→ **Records for the task**

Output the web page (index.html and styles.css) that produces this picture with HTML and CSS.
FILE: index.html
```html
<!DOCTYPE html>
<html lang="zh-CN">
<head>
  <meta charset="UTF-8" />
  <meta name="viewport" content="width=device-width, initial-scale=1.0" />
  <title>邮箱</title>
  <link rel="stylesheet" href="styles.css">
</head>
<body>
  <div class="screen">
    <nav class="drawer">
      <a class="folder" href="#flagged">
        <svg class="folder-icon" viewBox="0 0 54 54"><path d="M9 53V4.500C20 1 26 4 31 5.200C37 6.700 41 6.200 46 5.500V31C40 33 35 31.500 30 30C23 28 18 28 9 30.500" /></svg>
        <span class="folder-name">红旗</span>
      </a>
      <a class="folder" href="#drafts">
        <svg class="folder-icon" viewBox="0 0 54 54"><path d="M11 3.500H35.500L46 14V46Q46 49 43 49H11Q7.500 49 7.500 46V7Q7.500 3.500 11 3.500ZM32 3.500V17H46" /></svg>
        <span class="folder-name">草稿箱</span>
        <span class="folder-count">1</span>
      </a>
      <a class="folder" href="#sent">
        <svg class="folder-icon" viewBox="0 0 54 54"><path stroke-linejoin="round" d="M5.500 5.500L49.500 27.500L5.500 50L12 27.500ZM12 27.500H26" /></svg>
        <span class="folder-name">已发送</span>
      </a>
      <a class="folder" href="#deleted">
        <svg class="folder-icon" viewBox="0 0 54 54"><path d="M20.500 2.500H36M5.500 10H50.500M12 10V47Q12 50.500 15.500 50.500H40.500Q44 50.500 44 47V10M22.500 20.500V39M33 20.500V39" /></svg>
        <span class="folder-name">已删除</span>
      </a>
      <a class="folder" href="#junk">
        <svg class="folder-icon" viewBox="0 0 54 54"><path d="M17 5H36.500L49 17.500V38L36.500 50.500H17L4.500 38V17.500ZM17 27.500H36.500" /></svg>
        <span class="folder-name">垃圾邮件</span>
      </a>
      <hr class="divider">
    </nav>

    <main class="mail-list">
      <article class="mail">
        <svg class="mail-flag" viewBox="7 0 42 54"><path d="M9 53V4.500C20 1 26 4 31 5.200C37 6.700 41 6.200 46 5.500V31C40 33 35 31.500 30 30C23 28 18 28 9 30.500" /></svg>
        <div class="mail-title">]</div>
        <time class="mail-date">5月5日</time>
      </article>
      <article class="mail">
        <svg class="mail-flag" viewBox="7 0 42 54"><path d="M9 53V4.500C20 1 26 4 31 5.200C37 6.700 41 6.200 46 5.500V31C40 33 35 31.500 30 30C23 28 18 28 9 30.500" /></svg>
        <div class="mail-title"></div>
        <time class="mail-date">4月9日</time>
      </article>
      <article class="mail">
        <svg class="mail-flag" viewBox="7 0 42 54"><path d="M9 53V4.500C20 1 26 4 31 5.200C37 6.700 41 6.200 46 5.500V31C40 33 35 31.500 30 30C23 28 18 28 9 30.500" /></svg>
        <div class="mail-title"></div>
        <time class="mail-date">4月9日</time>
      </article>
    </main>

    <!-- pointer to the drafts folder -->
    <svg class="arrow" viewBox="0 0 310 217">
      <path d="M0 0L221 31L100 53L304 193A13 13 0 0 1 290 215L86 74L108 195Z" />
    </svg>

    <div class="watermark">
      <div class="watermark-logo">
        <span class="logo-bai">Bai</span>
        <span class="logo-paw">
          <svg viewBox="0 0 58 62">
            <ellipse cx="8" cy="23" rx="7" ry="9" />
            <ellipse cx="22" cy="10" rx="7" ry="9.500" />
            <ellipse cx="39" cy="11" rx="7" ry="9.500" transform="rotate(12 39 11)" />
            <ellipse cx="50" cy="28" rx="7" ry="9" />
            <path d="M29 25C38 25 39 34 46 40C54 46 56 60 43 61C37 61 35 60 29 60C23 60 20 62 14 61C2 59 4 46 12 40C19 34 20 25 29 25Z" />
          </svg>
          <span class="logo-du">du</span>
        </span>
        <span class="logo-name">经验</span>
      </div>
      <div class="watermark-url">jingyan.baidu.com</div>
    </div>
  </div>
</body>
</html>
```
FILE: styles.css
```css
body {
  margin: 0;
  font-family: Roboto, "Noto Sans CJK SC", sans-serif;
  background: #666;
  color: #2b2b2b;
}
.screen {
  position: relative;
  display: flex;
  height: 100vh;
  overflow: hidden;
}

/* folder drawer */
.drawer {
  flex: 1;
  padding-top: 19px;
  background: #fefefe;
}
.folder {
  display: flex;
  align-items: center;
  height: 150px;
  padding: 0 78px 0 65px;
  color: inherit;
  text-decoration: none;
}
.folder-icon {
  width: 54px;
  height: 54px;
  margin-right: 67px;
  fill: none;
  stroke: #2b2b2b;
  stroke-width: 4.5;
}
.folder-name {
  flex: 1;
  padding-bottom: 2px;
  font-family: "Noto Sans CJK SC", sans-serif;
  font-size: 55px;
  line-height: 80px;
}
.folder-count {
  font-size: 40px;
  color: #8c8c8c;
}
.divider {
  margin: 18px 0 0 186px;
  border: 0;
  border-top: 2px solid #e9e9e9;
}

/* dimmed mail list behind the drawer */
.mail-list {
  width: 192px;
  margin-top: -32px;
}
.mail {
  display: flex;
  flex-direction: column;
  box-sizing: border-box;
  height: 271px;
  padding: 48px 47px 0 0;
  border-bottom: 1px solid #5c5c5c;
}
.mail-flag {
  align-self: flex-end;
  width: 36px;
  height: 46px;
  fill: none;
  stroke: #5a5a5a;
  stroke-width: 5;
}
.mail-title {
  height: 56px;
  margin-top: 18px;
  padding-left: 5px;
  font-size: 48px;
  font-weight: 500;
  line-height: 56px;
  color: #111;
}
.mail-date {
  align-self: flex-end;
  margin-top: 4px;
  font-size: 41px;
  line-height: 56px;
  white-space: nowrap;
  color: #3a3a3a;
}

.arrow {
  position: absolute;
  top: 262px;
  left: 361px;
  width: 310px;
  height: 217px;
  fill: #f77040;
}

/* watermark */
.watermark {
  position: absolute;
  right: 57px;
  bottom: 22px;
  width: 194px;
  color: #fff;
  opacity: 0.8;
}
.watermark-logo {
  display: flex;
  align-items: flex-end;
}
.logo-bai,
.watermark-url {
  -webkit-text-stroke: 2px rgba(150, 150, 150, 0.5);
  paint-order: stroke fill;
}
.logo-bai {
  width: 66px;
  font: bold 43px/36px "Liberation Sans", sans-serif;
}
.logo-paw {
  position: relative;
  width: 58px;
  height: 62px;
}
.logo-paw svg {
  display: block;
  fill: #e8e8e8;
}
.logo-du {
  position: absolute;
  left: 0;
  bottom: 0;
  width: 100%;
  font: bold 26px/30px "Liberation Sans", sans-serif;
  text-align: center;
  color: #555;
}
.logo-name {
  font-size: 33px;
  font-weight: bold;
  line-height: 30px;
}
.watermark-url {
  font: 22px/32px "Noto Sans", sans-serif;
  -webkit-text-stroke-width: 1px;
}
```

* * *

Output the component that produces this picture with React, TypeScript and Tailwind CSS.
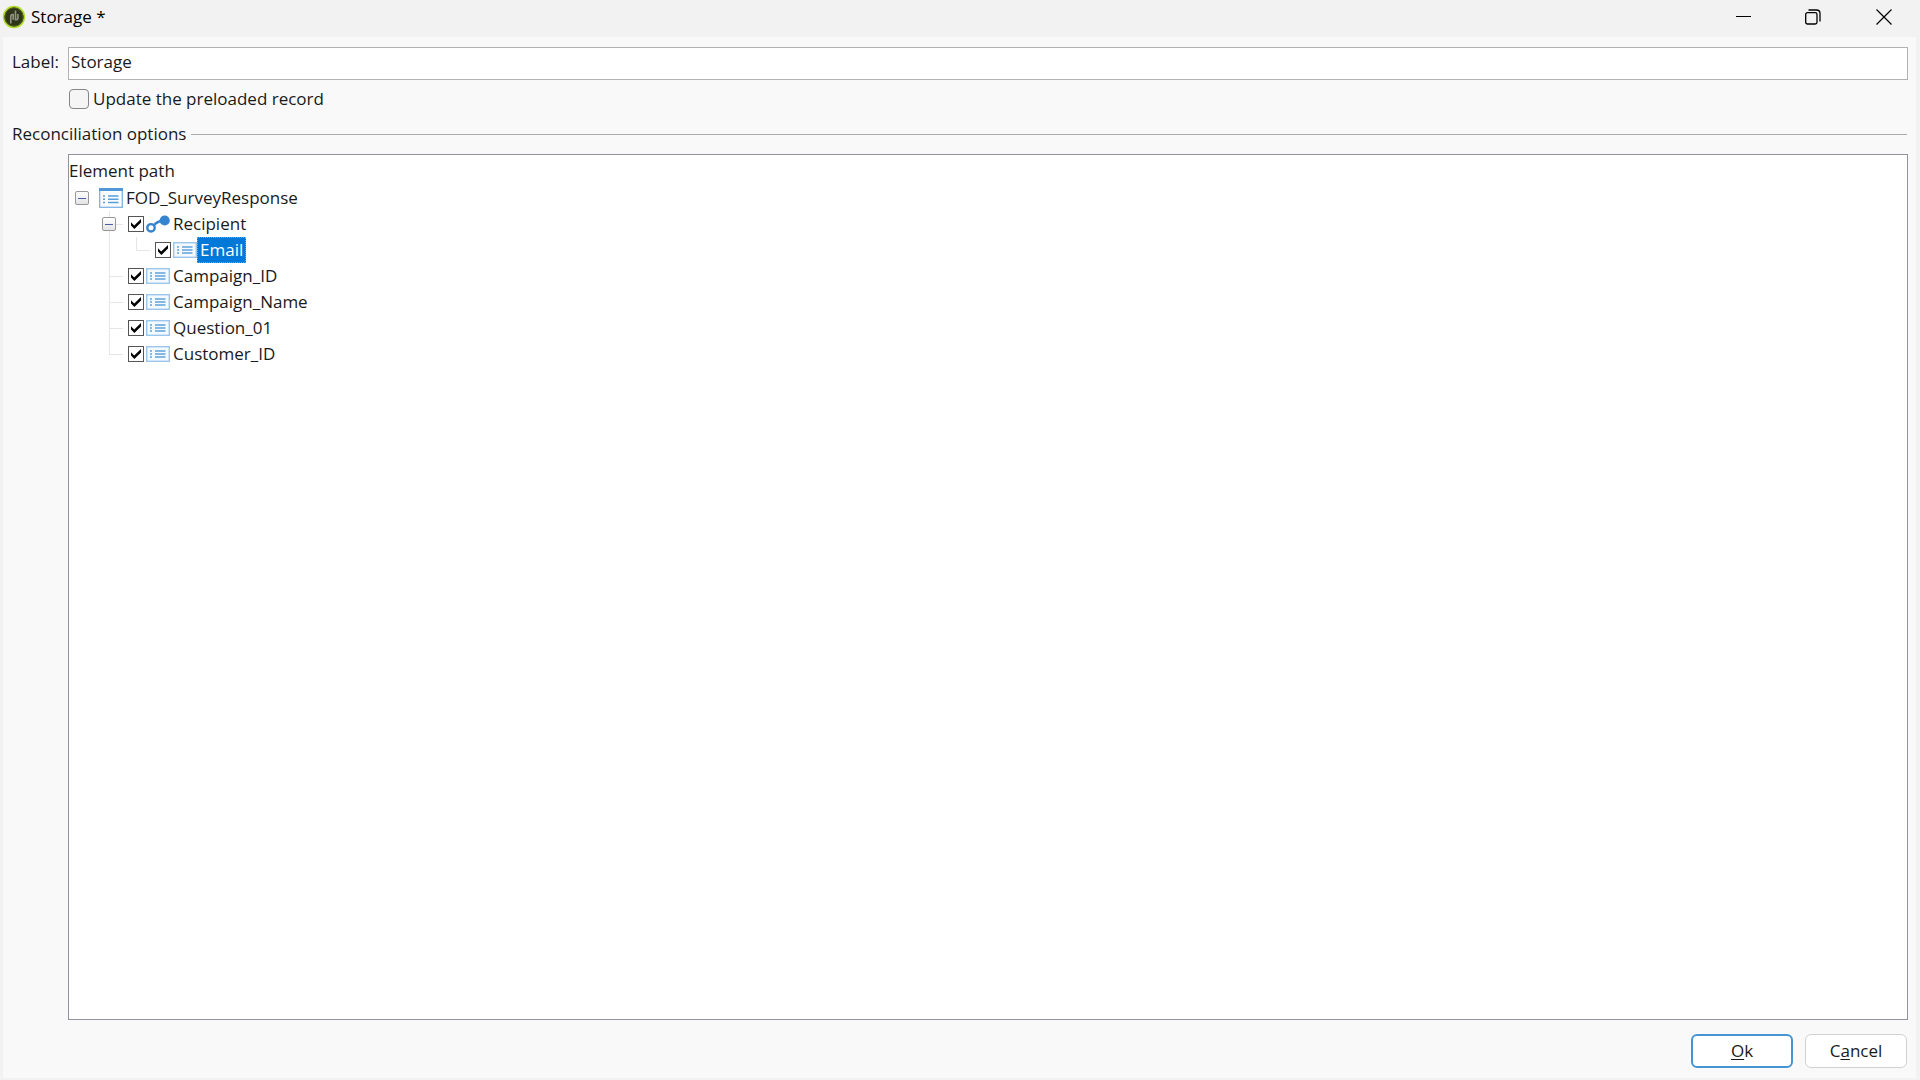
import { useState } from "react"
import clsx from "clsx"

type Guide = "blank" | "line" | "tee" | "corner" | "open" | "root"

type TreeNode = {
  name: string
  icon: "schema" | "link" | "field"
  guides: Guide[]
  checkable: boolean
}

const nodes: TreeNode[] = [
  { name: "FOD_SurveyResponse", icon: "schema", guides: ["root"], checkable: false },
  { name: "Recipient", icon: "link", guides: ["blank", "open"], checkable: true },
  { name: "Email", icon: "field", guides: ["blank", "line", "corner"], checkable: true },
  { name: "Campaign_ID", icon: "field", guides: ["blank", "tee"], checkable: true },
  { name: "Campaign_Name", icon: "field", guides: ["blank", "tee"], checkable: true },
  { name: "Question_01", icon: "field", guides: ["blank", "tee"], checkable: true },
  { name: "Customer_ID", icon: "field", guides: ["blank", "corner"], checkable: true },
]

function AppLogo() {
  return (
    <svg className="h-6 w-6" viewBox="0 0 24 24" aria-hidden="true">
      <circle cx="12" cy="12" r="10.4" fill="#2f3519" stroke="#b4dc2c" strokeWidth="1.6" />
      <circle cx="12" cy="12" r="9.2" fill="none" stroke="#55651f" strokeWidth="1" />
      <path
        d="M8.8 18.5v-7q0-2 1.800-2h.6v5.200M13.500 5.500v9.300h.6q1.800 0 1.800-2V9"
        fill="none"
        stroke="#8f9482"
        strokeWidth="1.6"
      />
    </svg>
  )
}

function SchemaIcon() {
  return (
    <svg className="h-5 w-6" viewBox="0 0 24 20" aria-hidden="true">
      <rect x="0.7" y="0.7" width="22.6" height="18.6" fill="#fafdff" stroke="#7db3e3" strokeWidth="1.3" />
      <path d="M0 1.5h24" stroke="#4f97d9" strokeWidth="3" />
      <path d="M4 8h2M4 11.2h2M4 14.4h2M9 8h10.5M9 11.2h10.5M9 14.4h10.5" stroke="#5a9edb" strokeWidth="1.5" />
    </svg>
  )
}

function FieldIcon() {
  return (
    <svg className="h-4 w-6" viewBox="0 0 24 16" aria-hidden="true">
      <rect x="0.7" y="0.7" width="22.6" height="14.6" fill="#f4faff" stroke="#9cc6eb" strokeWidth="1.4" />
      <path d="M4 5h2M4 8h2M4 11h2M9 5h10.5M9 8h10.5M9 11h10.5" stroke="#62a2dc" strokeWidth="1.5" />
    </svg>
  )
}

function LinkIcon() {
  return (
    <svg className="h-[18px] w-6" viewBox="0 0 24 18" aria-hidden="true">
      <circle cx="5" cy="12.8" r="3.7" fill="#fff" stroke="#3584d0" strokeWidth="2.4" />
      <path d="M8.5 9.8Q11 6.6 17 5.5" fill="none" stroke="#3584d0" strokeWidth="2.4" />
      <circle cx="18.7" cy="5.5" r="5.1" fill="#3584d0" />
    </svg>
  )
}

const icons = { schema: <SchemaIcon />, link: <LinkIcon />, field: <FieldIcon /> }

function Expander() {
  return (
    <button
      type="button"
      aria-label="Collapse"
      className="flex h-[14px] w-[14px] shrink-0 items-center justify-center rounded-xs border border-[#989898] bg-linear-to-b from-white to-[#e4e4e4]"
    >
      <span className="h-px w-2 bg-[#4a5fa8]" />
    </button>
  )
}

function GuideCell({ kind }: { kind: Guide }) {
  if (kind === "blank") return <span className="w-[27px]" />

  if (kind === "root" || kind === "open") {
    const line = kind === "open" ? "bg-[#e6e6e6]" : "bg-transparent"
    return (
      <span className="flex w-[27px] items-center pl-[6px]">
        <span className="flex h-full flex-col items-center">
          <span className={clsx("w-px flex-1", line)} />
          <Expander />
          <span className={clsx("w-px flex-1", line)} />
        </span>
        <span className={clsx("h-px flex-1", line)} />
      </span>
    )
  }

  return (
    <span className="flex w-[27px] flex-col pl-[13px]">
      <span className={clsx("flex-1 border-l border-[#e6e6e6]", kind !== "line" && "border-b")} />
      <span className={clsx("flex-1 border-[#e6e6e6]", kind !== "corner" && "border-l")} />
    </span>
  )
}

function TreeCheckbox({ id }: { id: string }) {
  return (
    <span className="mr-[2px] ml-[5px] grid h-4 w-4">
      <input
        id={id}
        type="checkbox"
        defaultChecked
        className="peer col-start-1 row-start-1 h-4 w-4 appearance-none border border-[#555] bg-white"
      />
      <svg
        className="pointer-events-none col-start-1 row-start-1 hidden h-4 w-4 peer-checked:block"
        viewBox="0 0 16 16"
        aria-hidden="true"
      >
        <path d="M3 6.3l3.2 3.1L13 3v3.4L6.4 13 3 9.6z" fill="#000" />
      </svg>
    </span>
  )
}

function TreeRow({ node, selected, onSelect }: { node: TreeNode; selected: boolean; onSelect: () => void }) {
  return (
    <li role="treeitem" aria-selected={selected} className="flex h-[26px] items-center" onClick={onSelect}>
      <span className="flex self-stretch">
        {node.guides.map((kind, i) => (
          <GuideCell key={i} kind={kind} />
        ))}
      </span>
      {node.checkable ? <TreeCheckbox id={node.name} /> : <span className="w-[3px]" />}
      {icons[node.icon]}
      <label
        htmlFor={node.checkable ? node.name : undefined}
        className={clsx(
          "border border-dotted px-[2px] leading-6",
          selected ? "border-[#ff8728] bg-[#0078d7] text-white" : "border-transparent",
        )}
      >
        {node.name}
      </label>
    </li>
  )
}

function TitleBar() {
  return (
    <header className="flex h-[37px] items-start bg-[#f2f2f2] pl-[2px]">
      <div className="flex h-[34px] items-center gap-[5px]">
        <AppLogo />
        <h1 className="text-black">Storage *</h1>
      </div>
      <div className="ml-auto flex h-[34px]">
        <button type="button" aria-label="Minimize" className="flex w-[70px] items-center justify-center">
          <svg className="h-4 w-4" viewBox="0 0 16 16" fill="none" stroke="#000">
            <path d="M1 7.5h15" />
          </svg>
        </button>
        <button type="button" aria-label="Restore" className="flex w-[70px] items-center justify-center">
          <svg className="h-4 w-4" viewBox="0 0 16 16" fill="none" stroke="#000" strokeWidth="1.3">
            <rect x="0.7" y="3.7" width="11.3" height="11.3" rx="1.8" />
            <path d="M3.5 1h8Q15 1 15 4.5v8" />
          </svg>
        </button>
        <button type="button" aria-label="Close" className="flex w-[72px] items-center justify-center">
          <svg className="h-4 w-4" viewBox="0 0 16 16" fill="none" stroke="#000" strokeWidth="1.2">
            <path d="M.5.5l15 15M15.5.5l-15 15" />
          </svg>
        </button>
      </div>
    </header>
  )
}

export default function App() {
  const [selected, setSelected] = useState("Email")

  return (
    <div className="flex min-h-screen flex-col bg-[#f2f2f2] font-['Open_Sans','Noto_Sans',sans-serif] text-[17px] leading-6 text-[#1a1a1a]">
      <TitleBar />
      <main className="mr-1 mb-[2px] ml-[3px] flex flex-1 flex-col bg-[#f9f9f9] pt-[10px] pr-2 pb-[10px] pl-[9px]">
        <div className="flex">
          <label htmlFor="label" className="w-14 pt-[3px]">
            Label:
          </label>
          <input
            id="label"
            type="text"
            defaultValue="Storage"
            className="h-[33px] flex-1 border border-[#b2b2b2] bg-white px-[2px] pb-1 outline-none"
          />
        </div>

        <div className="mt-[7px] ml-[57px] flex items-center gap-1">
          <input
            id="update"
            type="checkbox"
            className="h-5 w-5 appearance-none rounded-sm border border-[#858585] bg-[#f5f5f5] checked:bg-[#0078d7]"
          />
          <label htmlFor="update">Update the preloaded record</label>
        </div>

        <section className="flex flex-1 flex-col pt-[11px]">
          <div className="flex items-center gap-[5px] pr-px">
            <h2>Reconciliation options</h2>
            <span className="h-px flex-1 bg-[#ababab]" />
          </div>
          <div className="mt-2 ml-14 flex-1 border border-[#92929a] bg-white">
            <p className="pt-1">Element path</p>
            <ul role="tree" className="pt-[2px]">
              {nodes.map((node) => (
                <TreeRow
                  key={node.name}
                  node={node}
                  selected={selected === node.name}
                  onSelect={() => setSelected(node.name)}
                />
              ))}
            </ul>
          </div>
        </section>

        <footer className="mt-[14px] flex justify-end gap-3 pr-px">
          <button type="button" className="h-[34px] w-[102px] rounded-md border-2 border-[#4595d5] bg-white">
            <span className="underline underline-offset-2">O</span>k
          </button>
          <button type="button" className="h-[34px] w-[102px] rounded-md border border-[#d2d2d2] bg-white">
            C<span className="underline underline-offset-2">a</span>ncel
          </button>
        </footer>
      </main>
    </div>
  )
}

→ **Work to do**
Scan the material line by line and report each one that contains "Output".

→ **The solution**
Output the web page (index.html and styles.css) that produces this picture with HTML and CSS.
Output the component that produces this picture with React, TypeScript and Tailwind CSS.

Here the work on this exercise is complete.